The sign(positive or negative) of the coefficient indicates that correlation between independent and dependent variable.
- Independent variable: Feature(One column)
- Dependent variable: target

All coefficient values lie between -1 and 1. 

#### Towards +1
As the value of the independent variable increase, the value of the dependent variable tends to increase.

#### Towards -1
As the value of the independent variable decrease(more negative), the value of the dependent variable tends to increase.

#### Close to zero
The value that is close to 0 indicates that the independent variable has no significant contribution to the dependent variable.

## Evaluate

In [None]:
predictions = model.predict(X_test)
print('MAE:', metrics.mean_absolute_error(y_test, predictions))
print('MSE:', metrics.mean_squared_error(y_test, predictions))
print('RMSE:', np.sqrt(metrics.mean_squared_error(y_test, predictions)))

Compared to the model before, the metric produce higher value which indicates the value has higher error than the previous model.

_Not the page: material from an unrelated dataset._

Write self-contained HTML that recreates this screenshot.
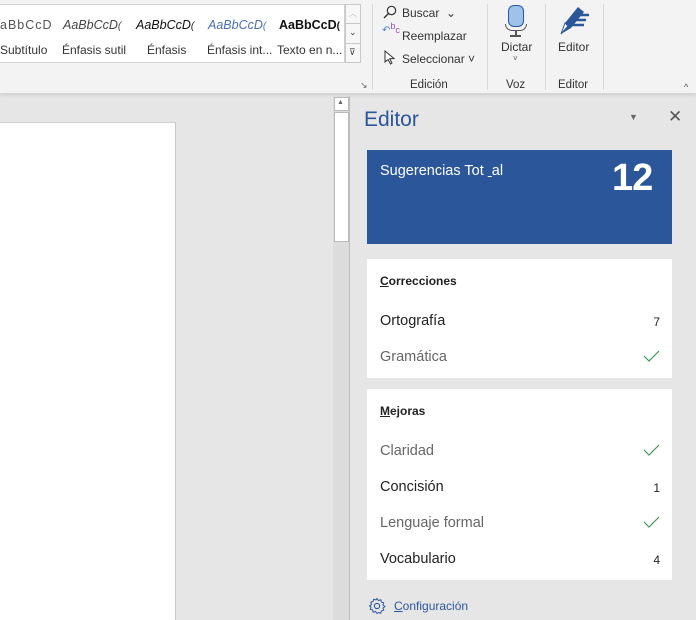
<!DOCTYPE html>
<html><head><meta charset="utf-8"><style>
*{margin:0;padding:0;box-sizing:border-box}
body{width:696px;height:620px;overflow:hidden;position:relative;background:#e6e6e6;font-family:"Liberation Sans",sans-serif;color:#222}
.a{position:absolute}
.rib{left:0;top:0;width:696px;height:94px;background:#f3f3f3;border-bottom:1px solid #d6d6d6;box-shadow:0 1px 3px rgba(0,0,0,.12)}
.sep{width:1px;background:#d8d8d8;top:4px;height:86px}
.lbl{font-size:11.5px;color:#333}
.sty{top:18px;font-size:12.5px;white-space:nowrap}
.sn{top:43px;font-size:12px;color:#333;white-space:nowrap}
.card{background:#fff;left:367px;width:305px}
.row{left:13px;font-size:14.5px;white-space:nowrap}
.num{right:12px;font-size:12px}
.chk{right:12px;width:17px;height:12px}
</style></head><body>
<div class="a rib">
  <div class="a" style="left:0;top:4px;width:345px;height:59px;background:#fff;border:1px solid #d0d0d0;border-left:none"></div>
  <div class="a sty" style="left:0;color:#555;letter-spacing:1px">aBbCcD</div>
  <div class="a sty" style="left:63px;font-style:italic;color:#444">AaBbCcD<span style="font-size:10px">(</span></div>
  <div class="a sty" style="left:136px;font-style:italic;color:#111">AaBbCcD<span style="font-size:10px">(</span></div>
  <div class="a sty" style="left:208px;font-style:italic;color:#4a6fb0">AaBbCcD<span style="font-size:10px">(</span></div>
  <div class="a sty" style="left:279px;font-weight:bold;color:#111">AaBbCcD<span style="font-size:10px">(</span></div>
  <div class="a sn" style="left:0">Subtítulo</div>
  <div class="a sn" style="left:62px">Énfasis sutil</div>
  <div class="a sn" style="left:147px">Énfasis</div>
  <div class="a sn" style="left:207px">Énfasis int...</div>
  <div class="a sn" style="left:277px">Texto en n...</div>
  <div class="a" style="left:345px;top:4px;width:16px;height:59px;border:1px solid #c8c8c8;background:#f7f7f7"></div>
  <div class="a" style="left:345px;top:23px;width:16px;height:1px;background:#c8c8c8"></div>
  <div class="a" style="left:345px;top:43px;width:16px;height:1px;background:#c8c8c8"></div>
  <div class="a" style="left:349px;top:8px;font-size:8px;color:#bbb">︿</div>
  <div class="a" style="left:349px;top:27px;font-size:9px;color:#444">⌄</div>
  <div class="a" style="left:349px;top:47px;font-size:9px;color:#444">⊽</div>
  <div class="a" style="left:360px;top:80px;font-size:9px;color:#666">↘</div>
  <div class="a sep" style="left:372px"></div>
  <svg class="a" style="left:383px;top:5px" width="14" height="14"><circle cx="8.5" cy="5.5" r="4.2" fill="none" stroke="#333" stroke-width="1.2"/><path d="M5.5 8.5L1 13" stroke="#333" stroke-width="1.4"/></svg>
  <div class="a lbl" style="left:402px;top:6px;font-size:12px">Buscar &nbsp;⌄</div>
  <div class="a" style="left:382px;top:25px;font-size:10px;color:#4a7fc0;line-height:10px">&#8630;<span style="color:#a050b0;font-size:9px;position:relative;top:-4px">b</span><span style="color:#a050b0;font-size:9px">c</span></div>
  <div class="a lbl" style="left:402px;top:29px;font-size:12px">Reemplazar</div>
  <svg class="a" style="left:384px;top:50px" width="12" height="15"><path d="M1 1L1 12L4 9.5L6.5 14L8 13L5.7 8.7L10 8.5Z" fill="#fff" stroke="#333" stroke-width="1"/></svg>
  <div class="a lbl" style="left:402px;top:52px;font-size:12px">Seleccionar ˅</div>
  <div class="a lbl" style="left:410px;top:79px">Edición</div>
  <div class="a sep" style="left:487px"></div>
  <div class="a" style="left:508px;top:5px;width:16px;height:22px;border:1.5px solid #2b579a;border-radius:6px;background:#9ec3ea"></div>
  <div class="a" style="left:505px;top:24px;width:22px;height:7px;border:1.5px solid #555;border-top:none;border-radius:0 0 8px 8px"></div>
  <div class="a" style="left:515px;top:31px;width:1.5px;height:4px;background:#555"></div>
  <div class="a" style="left:510px;top:35px;width:11px;height:1.5px;background:#555"></div>
  <div class="a lbl" style="left:501px;top:40px;font-size:12px">Dictar</div>
  <div class="a" style="left:513px;top:54px;font-size:8px;color:#555">˅</div>
  <div class="a lbl" style="left:506px;top:79px">Voz</div>
  <div class="a sep" style="left:545px"></div>
  <svg class="a" style="left:558px;top:4px" width="34" height="32"><path d="M3 30L7 19L20 3L26 8L13 24Z" fill="#2b579a"/><path d="M3 30L7 19L10 22Z" fill="#fff" stroke="#2b579a" stroke-width="1"/><path d="M20 11h11M17 16h11M14 21h12" stroke="#2b579a" stroke-width="2.5"/></svg>
  <div class="a lbl" style="left:558px;top:40px;font-size:12px">Editor</div>
  <div class="a lbl" style="left:558px;top:79px">Editor</div>
  <div class="a sep" style="left:603px"></div>
  <div class="a" style="left:684px;top:82px;font-size:9px;color:#444">^</div>
</div>
<div class="a" style="left:0;top:122px;width:176px;height:498px;background:#fff;border-right:1px solid #c8c8c8;border-top:1px solid #d0d0d0"></div>
<div class="a" style="left:333px;top:96px;width:17px;height:524px;background:#dcdcdc;border-right:1px solid #bdbdbd"></div>
<div class="a" style="left:334px;top:97px;width:15px;height:14px;background:#fff;border:1px solid #bbb"></div>
<div class="a" style="left:337px;top:99px;font-size:7px;color:#666">▲</div>
<div class="a" style="left:334px;top:112px;width:15px;height:130px;background:#fff;border:1px solid #bbb"></div>
<div class="a" style="left:364px;top:108px;font-size:21px;color:#2b579a">Editor</div>
<div class="a" style="left:629px;top:112px;font-size:9px;color:#666">▼</div>
<div class="a" style="left:668px;top:107px;font-size:17px;color:#555">✕</div>
<div class="a" style="left:367px;top:150px;width:305px;height:94px;background:#2b579a"></div>
<div class="a" style="left:380px;top:163px;font-size:14.5px;color:#fff">Sugerencias Tot <u>&nbsp;</u>al</div>
<div class="a" style="left:612px;top:157px;font-size:38px;color:#fff;font-weight:bold;letter-spacing:-1px">12</div>
<div class="a card" style="top:259px;height:119px">
  <div class="a" style="left:13px;top:15px;font-size:12px;font-weight:bold"><u>C</u>orrecciones</div>
  <div class="a row" style="top:54px">Ortografía</div><div class="a num" style="top:56px">7</div>
  <div class="a row" style="top:90px;color:#666">Gramática</div>
  <svg class="a chk" style="top:91px" viewBox="0 0 17 12"><path d="M1 6L6 11L16 1" fill="none" stroke="#3a9a5a" stroke-width="1.2"/></svg>
</div>
<div class="a card" style="top:389px;height:191px">
  <div class="a" style="left:13px;top:15px;font-size:12px;font-weight:bold"><u>M</u>ejoras</div>
  <div class="a row" style="top:54px;color:#666">Claridad</div>
  <svg class="a chk" style="top:55px" viewBox="0 0 17 12"><path d="M1 6L6 11L16 1" fill="none" stroke="#3a9a5a" stroke-width="1.2"/></svg>
  <div class="a row" style="top:90px">Concisión</div><div class="a num" style="top:92px">1</div>
  <div class="a row" style="top:126px;color:#666">Lenguaje formal</div>
  <svg class="a chk" style="top:127px" viewBox="0 0 17 12"><path d="M1 6L6 11L16 1" fill="none" stroke="#3a9a5a" stroke-width="1.2"/></svg>
  <div class="a row" style="top:162px">Vocabulario</div><div class="a num" style="top:164px">4</div>
</div>
<svg class="a" style="left:368px;top:597px" width="18" height="18" viewBox="0 0 18 18"><circle cx="9" cy="9" r="2.6" fill="none" stroke="#2b579a" stroke-width="1.1"/><path d="M9 1.5l1.5 2 2.3-.7.6 2.3 2.3.7-.7 2.3 2 1.4-2 1.5.7 2.3-2.3.6-.6 2.3-2.3-.7L9 16.5l-1.5-2-2.3.7-.6-2.3-2.3-.6.7-2.3L1.5 9l2-1.5-.7-2.3 2.3-.7.6-2.3 2.3.7Z" fill="none" stroke="#2b579a" stroke-width="1"/></svg>
<div class="a" style="left:394px;top:599px;font-size:12px;color:#2b579a"><u>C</u>onfiguración</div>
</body></html>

The previous model works better.

In [None]:
test.insert(11,"Predictions",predictions)
test[["Close","Predictions"]].tail()

In [None]:
fig = plt.figure(figsize=(14, 6))
plt.title("Stock Closing Price against Date",fontsize=20)
plt.xlabel("Date")
plt.ylabel("Stock Closing Price")
plt.plot(train["Close"])
plt.plot(test[["Close","Predictions"]])

In [None]:
model.score(X_test, y_test)

As you can see, the prediction is very bad when you predict the stock price solely based on the date.